Let’s stipulate up front that I know I shouldn’t be watching this garbage. In spite of that, my wife and I eagerly await all three shows each week. At least we have TiVO.
What garbage you ask? You were probably doing something intelligent like pruning your hedges while we watched the current crop of "reality" shows The Next Food Network Star, Hell’s Kitchen, and Top Chef.
The Next Food Network Star is probably the worst of the lot. It is all about finding a personality to host their own show on Food Network. The regular judges are Food Network execs, with one of their current celebrities as a guest host each week. The actual cooking content is very light, with most of the focus on teaching the contestants to look at the camera, smile, and explain what smoked paprika is without scorching themselves or curdling the cream sauce. In this year’s crop there is only one guy, Jag, that seems to be really talented. And sadly they keep asking him to dumb down his food.

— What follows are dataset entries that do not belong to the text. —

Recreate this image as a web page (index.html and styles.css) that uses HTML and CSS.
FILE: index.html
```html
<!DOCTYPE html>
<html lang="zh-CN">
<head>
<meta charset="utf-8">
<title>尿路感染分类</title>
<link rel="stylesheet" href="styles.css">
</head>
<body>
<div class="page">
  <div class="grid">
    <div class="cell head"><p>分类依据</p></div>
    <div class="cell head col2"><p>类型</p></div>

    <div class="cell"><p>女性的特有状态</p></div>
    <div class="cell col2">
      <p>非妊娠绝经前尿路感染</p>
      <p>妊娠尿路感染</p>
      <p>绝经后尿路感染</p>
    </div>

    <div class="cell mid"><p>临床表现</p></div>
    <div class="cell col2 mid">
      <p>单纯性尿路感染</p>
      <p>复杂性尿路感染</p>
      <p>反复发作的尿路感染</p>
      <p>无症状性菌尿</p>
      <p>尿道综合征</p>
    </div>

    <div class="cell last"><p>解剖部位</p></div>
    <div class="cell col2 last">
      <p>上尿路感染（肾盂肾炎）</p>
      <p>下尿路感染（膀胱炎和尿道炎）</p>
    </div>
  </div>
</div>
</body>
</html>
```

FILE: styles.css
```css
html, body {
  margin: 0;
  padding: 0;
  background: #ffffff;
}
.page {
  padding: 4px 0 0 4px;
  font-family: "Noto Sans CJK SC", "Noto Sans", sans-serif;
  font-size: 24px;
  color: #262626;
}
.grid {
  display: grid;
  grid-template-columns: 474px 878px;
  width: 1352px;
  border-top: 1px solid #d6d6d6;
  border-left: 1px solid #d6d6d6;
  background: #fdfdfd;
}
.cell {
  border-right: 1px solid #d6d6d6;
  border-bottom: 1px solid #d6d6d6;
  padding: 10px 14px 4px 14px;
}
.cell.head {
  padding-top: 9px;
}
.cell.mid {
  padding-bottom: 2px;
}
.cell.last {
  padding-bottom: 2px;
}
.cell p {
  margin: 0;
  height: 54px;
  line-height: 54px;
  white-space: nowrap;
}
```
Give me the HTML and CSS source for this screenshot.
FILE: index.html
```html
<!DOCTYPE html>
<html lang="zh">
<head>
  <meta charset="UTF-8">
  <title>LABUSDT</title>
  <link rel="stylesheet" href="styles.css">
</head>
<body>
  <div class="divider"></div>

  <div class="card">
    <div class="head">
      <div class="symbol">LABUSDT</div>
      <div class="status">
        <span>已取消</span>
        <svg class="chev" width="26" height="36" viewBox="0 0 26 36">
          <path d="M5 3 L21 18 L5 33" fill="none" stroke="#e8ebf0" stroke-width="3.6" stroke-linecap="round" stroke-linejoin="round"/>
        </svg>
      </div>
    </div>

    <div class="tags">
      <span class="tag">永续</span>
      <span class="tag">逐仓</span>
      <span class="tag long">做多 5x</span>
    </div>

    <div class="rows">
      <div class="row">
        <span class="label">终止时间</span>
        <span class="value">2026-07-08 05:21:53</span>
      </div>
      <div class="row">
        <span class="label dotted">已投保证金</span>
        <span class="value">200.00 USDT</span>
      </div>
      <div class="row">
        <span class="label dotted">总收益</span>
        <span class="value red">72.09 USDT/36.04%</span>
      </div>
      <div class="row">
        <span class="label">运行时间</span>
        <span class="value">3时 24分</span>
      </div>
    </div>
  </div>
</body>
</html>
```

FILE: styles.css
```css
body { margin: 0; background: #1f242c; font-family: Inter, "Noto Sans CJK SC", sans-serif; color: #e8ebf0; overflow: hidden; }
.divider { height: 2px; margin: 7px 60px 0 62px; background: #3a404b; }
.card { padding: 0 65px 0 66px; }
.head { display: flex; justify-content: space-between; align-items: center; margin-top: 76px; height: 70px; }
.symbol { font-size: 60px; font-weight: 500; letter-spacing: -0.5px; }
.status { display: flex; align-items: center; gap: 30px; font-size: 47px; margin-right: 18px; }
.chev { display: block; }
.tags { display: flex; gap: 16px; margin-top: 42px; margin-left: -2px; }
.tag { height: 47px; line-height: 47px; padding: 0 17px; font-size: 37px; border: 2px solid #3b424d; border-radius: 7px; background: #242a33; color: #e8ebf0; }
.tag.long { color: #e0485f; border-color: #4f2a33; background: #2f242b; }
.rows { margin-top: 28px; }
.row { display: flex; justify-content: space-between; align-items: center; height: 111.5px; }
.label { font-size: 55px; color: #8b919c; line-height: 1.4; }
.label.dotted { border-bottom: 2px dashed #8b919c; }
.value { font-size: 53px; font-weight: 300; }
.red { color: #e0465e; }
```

Hell’s Kitchen (on Fox) is a star vehicle for legendary British screamer Gordon Ramsay. Most of the trials he puts the contestants through are aimed at training them to be effective line cooks. They are divided into two teams, and each week they have a short challenge. The winning team gets a reward, and the losers get to do unpleasant things like scrub all the grease traps. In the second half of the show, they attempt to complete a service at the Hell’s Kitchen restaurant venue in LA, and Ramsay yells, bullies and belittles them, dumps food in the trash and on their jackets, and generally attempts to break them down. To me it just seems kind of funny, I can’t imagine it would really bother me. Some of the things people do under pressure are fairly amazing, including one woman who pulled spaghetti back out of the garbage and tried to serve it. My hero this year is Julia, a short order cook at Waffle House who is holding her own against the others who supposedly have a lot of fine dining experience. If you’ve ever watched the Waffle House cooks handle a full after-church crowd perfectly with no written tickets and a bunch of waitresses shouting orders at them in code, you wouldn’t be surprised. By the way, if you like this show you should probably read his recent tell-all, Roasting in Hell’s Kitchen: Temper Tantrums, F Words, and the Pursuit of Perfection.
And finally, on Bravo, there is my favorite, Top Chef. Hosted by Tom Colicchio (chef of the Craft mini-empire in NYC) and Padma Lakshmi (who is primarily known as a model, and actress but has also written a cookbook and is married to Salman Rushdie). The funniest thing about this show is the absurd level of product placement. Padma is always saying thngs like "you’ll have 30 minutes in the Kenmore Elite kitchen to complete your Kahlua Coffee Liqueur inspired appetizers". On the plus side, after they wash out a few obvious losers the remaining candidates are all very skilled cooks who can both invent and execute beautiful dishes in record breaking time. Most of the problems occur when they can’t play nice with others or when they try to work with unfamiliar ingredients. On the first couple of seasons they had a lot of gag challenges, like making them cook with only ingredients from a vending machine, but now it is mostly all "real" food. If you were going to give one of these shows a look in hopes of actually learning a technique or flavor that you might want to use in your own cooking (and thus assuaging your guilt at watching the tube) this is the one.